Others in the industry believe that MEMX could be a ploy or bluff to bring the fight on market data and access to the exchanges. But some say that regardless of this, and if successful, MEMX could have a positive impact on markets in terms of the battle for lower costs.

Liquidnet’s global head of market structure, Adam Sussman, wrote in a blog post that the argument the founders are launching MEMX to lower their own costs, and will not pass it back to their investors, is irrelevant.

“It is hard to understand why anyone would think this would be bad for the marketplace,” Sussman said. “If the MEMX is successful, it should lower the costs for all the brokers that connect to the US Exchange market. Remember that US institutional equity commission rates have been falling for years, unlike Exchange connectivity and market data fees. And can anyone seriously complain about increased fragmentation? Fragmentation is like having kids – after you have three of them, you just go numb to the pain.”

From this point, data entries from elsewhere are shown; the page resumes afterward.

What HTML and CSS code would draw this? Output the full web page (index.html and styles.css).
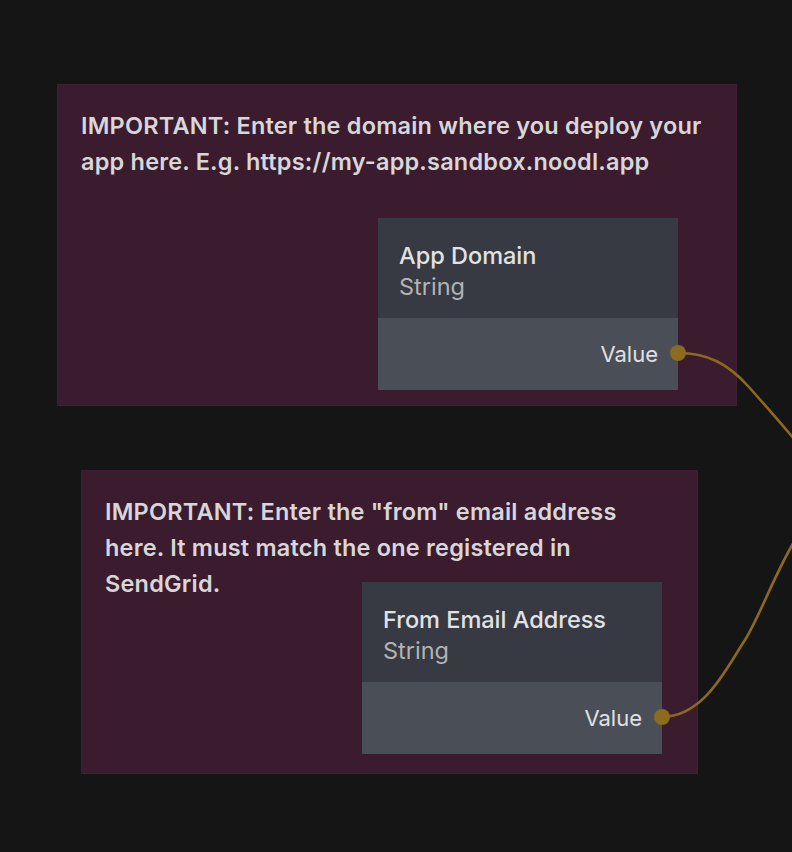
FILE: index.html
```html
<!DOCTYPE html>
<html>
<head>
<meta charset="utf-8">
<link rel="stylesheet" href="styles.css">
</head>
<body>
<div class="canvas">
  <div class="comment comment-a">
    <p class="comment-text">IMPORTANT: Enter the domain where you deploy your app here. E.g. https://my-app.sandbox.noodl.app</p>
  </div>
  <div class="comment comment-b">
    <p class="comment-text">IMPORTANT: Enter the "from" email address here. It must match the one registered in SendGrid.</p>
  </div>

  <div class="node node-a">
    <div class="node-head">
      <div class="node-title">App Domain</div>
      <div class="node-type">String</div>
    </div>
    <div class="node-body">
      <span class="port-label">Value</span>
    </div>
  </div>

  <div class="node node-b">
    <div class="node-head">
      <div class="node-title">From Email Address</div>
      <div class="node-type">String</div>
    </div>
    <div class="node-body">
      <span class="port-label">Value</span>
    </div>
  </div>

  <svg class="wires" width="792" height="852" viewBox="0 0 792 852">
    <path d="M678 353 C 708 353, 728 364, 748 386 C 764 404, 780 422, 800 446" />
    <path d="M662 717 C 705 717, 728 665, 745 640 C 762 612, 778 565, 800 532" />
    <circle cx="678" cy="353" r="8" />
    <circle cx="662" cy="717" r="8" />
  </svg>
</div>
</body>
</html>
```

FILE: styles.css
```css
html, body {
  margin: 0;
  padding: 0;
  background: #151515;
}
.canvas {
  position: relative;
  width: 792px;
  height: 852px;
  overflow: hidden;
  background: #151515;
  font-family: Inter, "Noto Sans", sans-serif;
}
.comment {
  position: absolute;
  box-sizing: border-box;
  background: #3b1c2f;
  border: 1px solid #401f34;
  padding: 23px 23px;
}
.comment-a {
  left: 57px;
  top: 84px;
  width: 680px;
  height: 322px;
}
.comment-b {
  left: 81px;
  top: 470px;
  width: 617px;
  height: 304px;
}
.comment-text {
  margin: 0;
  color: #d8d6d8;
  font-size: 23.5px;
  font-weight: 600;
  letter-spacing: 0.2px;
  line-height: 36px;
}
.comment-a .comment-text {
  width: 650px;
}
.comment-b .comment-text {
  width: 560px;
}
.node {
  position: absolute;
  width: 300px;
  display: flex;
  flex-direction: column;
}
.node-a { left: 378px; top: 218px; }
.node-b { left: 362px; top: 582px; }
.node-head {
  background: #373a42;
  height: 100px;
  box-sizing: border-box;
  padding: 22px 21px;
}
.node-title {
  color: #e2e2e4;
  font-size: 23.5px;
  font-weight: 500;
  line-height: 31px;
}
.node-type {
  color: #b3b3b6;
  font-size: 23.5px;
  font-weight: 400;
  line-height: 31px;
}
.node-body {
  background: #4a4e57;
  height: 72px;
  display: flex;
  align-items: center;
  justify-content: flex-end;
  padding-right: 20px;
}
.port-label {
  color: #e0e0e2;
  font-size: 22px;
  font-weight: 400;
}
.wires {
  position: absolute;
  left: 0;
  top: 0;
  pointer-events: none;
}
.wires path {
  fill: none;
  stroke: #8b6a1e;
  stroke-width: 2.6;
}
.wires circle {
  fill: #8a6b20;
}
```
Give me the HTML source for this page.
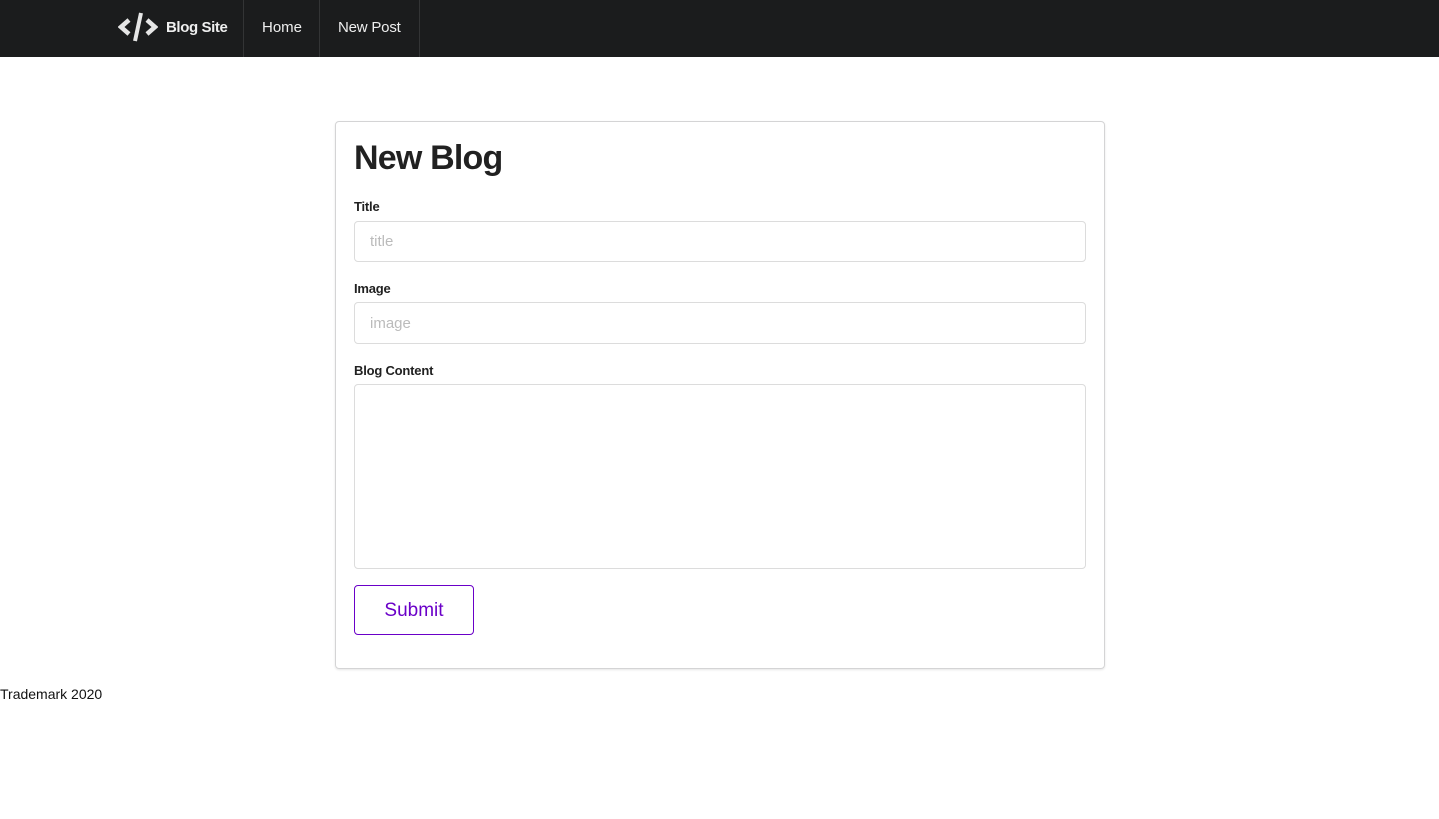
<!DOCTYPE html>
<html><head><meta charset="utf-8"><style>
*{box-sizing:border-box;margin:0;padding:0}
body{width:1439px;height:819px;background:#fff;font-family:"Liberation Sans",sans-serif;color:#212121;position:relative;overflow:hidden}
.nav{position:absolute;left:0;top:0;width:1439px;height:57px;background:#1b1c1d}
.div{position:absolute;top:0;width:1px;height:57px;background:#333435}
.nt{position:absolute;top:19px;color:#eee;font-size:15px}
.card{position:absolute;left:335px;top:121px;width:770px;height:548px;border:1px solid #d4d4d5;border-radius:4px;box-shadow:0 1px 2px rgba(0,0,0,.1)}
h1{position:absolute;left:354px;top:139px;font-size:34px;font-weight:bold;letter-spacing:-0.8px}
.lab{position:absolute;left:354px;font-size:13px;font-weight:bold;letter-spacing:-0.2px}
.in{position:absolute;left:354px;width:732px;border:1px solid #dcdcdc;border-radius:4px;color:#bbb;font-size:15px;padding-left:15px}
.btn{position:absolute;left:354px;top:585px;width:120px;height:50px;border:1px solid #6a00c8;border-radius:4px;color:#6a00c8;font-size:19px;text-align:center;line-height:50px}
</style></head><body>
<div class="nav">
<svg style="position:absolute;left:118px;top:12px" width="40" height="30" viewBox="0 0 40 30"><path d="M11 8 L3 15 L11 22" stroke="#e6e6e6" stroke-width="4.5" fill="none"/><path d="M29 8 L37 15 L29 22" stroke="#e6e6e6" stroke-width="4.5" fill="none"/><path d="M23 1 L17 29" stroke="#e6e6e6" stroke-width="4" fill="none"/></svg>
<div class="nt" style="left:166px;font-weight:bold;letter-spacing:-0.4px">Blog Site</div>
<div class="div" style="left:243px"></div>
<div class="nt" style="left:262px">Home</div>
<div class="div" style="left:319px"></div>
<div class="nt" style="left:338px;letter-spacing:-0.2px">New Post</div>
<div class="div" style="left:419px"></div>
</div>
<div class="card"></div>
<h1>New Blog</h1>
<div class="lab" style="top:199px">Title</div>
<div class="in" style="top:221px;height:41px;line-height:40px">title</div>
<div class="lab" style="top:281px">Image</div>
<div class="in" style="top:302px;height:42px;line-height:42px">image</div>
<div class="lab" style="top:363px">Blog Content</div>
<div class="in" style="top:384px;height:185px"></div>
<div class="btn">Submit</div>
<div style="position:absolute;left:0;top:686px;font-size:14px;color:#111">Trademark 2020</div>
</body></html>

If nothing else, MEMX promises to bring competition to the US exchange landscape and gives dealers a seat at the table, so to speak, in terms of the current exchange governance structure.

Looking back on the difficult road IEX travelled in establishing itself as an exchange – although the disputes around IEX were specific to its controversial speed bump, something that MEMX has ruled out – it’s hard to imagine that Nasdaq, NYSE and Cboe will welcome MEMX with open arms to the exchange industry.

The MEMX founders have said they will file an application with the US financial regulator to operate as a national securities exchange in the early part of this year. Given the proposed timeframe and market reaction amid the development, where incumbent exchanges saw their share prices drop around 2% following the announcement, we can expect to see some major drama in 2019 as the ongoing battle between Wall Street and regulated exchanges comes to a head.